To "explain" is in one way or another to liken the less known to what is better known; and thus every philosophy is an attempt to express--by means of sundry extensions and limitations--the universe of our experience in the terms of some totality with which we are more familiar; plainly, it is also an endeavour to express the greater in terms of the less, and must therefore be almost infinitely inadequate even at the best. At one time the Whole has been conceived as the unity of a mere aggregate--of a heap of stones; at another, as a mere sand-storm of fortuitous atoms; there has been the egg-theory, and the tortoise-theory, and many others, no less grotesque to our seeming. But, leaving fanciful and poetical philosophies aside, and considering only those which pretend to be strictly rational, we find the objective philosophy and the subjective confronting one another; the former likening the universe to the works of men's hands; the latter likening it to man himself; the former taking its metaphors from the artificer shaping his material according to a preconceived plan for a definite purpose; the latter, from the thinking and willing self considered as the creator of its own personal experience.

There is enough uniformity of plan throughout the animal body to make any one part of the organism a likeness of the whole--the eye, the heart, or the hand. And so, presumably, there is hardly any unity we can think of in our own little corner of experience that does not offer some similitude of the universal unity. But to take this as an adequate explanation; to force the metaphor to its logical consequences, to the exclusion of every other reasonable though non-rational assent, is the commonest but most fatal form of intellectual provincialism and narrowness. Our mind is essentially limited not merely in that it cannot know everything, but in that its mode of knowledge is imperfect and analogical in regard to all that is greater than itself. It is broad only when conscious of its narrowness.

The first difficulty into which idealism gets itself is that of solipsism. According to its rigidly argued principles, "mind is separated from mind by a barrier which is, not figuratively, but literally impassable. It is impossible for any _ego_ to leap this barrier and enter into the experience of any other _ego_." It is not an abstract self-in-general, but my one solitary concrete self for which all experience exists. There is no room for any other person. But this philosophy does not account for our common-sense belief in Nature as existing independently of self and of other selfs; or in those other selfs with their several and distinct spheres of experience.

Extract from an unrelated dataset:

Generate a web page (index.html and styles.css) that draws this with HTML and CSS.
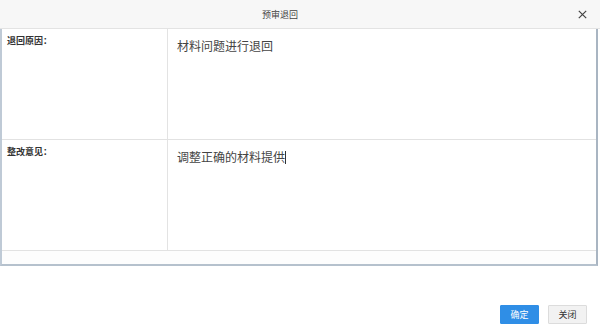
FILE: index.html
```html
<!DOCTYPE html>
<html lang="zh">
<head>
<meta charset="utf-8">
<link rel="stylesheet" href="styles.css">
</head>
<body>
<div class="dialog">
  <div class="header">
    <span class="title">预审退回</span>
    <span class="close">
      <svg width="9" height="9" viewBox="0 0 9 9"><path d="M0.8 0.8L8.2 8.2M8.2 0.8L0.8 8.2" stroke="#444" stroke-width="1.2" fill="none"/></svg>
    </span>
  </div>
  <div class="form">
    <div class="row">
      <div class="label">退回原因：</div>
      <div class="value">材料问题进行退回</div>
    </div>
    <div class="row">
      <div class="label">整改意见：</div>
      <div class="value">调整正确的材料提供<span class="caret"></span></div>
    </div>
    <div class="band"></div>
  </div>
  <div class="footer">
    <button class="btn primary">确定</button>
    <button class="btn">关闭</button>
  </div>
</div>
</body>
</html>
```
FILE: styles.css
```css
html, body {
  margin: 0;
  padding: 0;
  background: #fff;
  font-family: "Noto Sans CJK SC", "Liberation Sans", sans-serif;
}
.dialog {
  width: 600px;
  height: 328px;
  display: flex;
  flex-direction: column;
}
.header {
  height: 28px;
  background: #f7f7f7;
  border-bottom: 1px solid #e3e3e3;
  display: flex;
  align-items: center;
  padding-left: 262px;
  position: relative;
}
.title {
  font-size: 9px;
  color: #444;
}
.close {
  position: absolute;
  right: 13px;
  top: 10px;
  width: 9px;
  height: 9px;
  display: flex;
}
.form {
  width: 594px;
  border-left: 2px solid #bfcad6;
  border-right: 2px solid #a9b5c2;
  border-bottom: 2px solid #b5c1cd;
  display: flex;
  flex-direction: column;
}
.row {
  height: 110px;
  display: flex;
  border-bottom: 1px solid #e2e2e2;
}
.label {
  width: 160px;
  padding: 5px 0 0 5px;
  border-right: 1px solid #e3e3e3;
  font-size: 9px;
  font-weight: bold;
  color: #333;
  line-height: 14px;
}
.value {
  flex: 1;
  padding: 7px 0 0 9px;
  font-size: 12px;
  color: #444;
  line-height: 20px;
}
.caret {
  display: inline-block;
  width: 1px;
  height: 13px;
  background: #333;
  vertical-align: -2px;
}
.band {
  height: 13px;
  background: #fdfdfd;
}
.footer {
  flex: 1;
  display: flex;
  justify-content: flex-end;
  align-items: flex-end;
  gap: 9px;
  padding: 0 13px 4px 0;
}
.btn {
  width: 39px;
  height: 19px;
  padding: 0;
  font-family: "Noto Sans CJK SC", sans-serif;
  font-size: 9px;
  color: #333;
  background: #f2f2f2;
  border: 1px solid #dcdcdc;
  border-radius: 1px;
}
.btn.primary {
  background: #2f8ee6;
  border-color: #2f8ee6;
  color: #fff;
}
```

The unification it effects when treated rigorously as a complete philosophy leaves out of account the best part of what it was bound to account for. In spite of idealism, the idealist goes on _believing_ in other persons or spheres of experience, and in Nature as the experience of a Divine Person. But since, on his principles, persons are mutually exclusive, and none can enter the sphere of another's experience, to see with his eyes, or to feel with his nerves, since,

Each in his hidden sphere of joy or woe Our hermit spirits dwell and range apart,

we are thrown back on a disconnected plurality of beings, and God Himself, viewed as personal (in this sense) is but one among many. Albeit immeasurably the greatest, He cannot be regarded as the ground of the possibility and existence of all the rest--the home and bond of union of all other spirits which in Him live and move and have their being.

The belief in the personality of God is all-essential for the satisfaction of our religious cravings, as a presupposition of trust, love, prayer, obedience, and such relationships; as bringing out the transcendence in contrast with the all-pervading immanence of the deity; as checking the pantheistic perversion of this latter truth by which, in turn, its own deistic perversion is checked. God is not only in and through all things; but also outside and above all things; just as Christ is not only the soul of the Church, but also its Head and Ruler. Between these two compensating statements the exact truth is hidden from our eyes.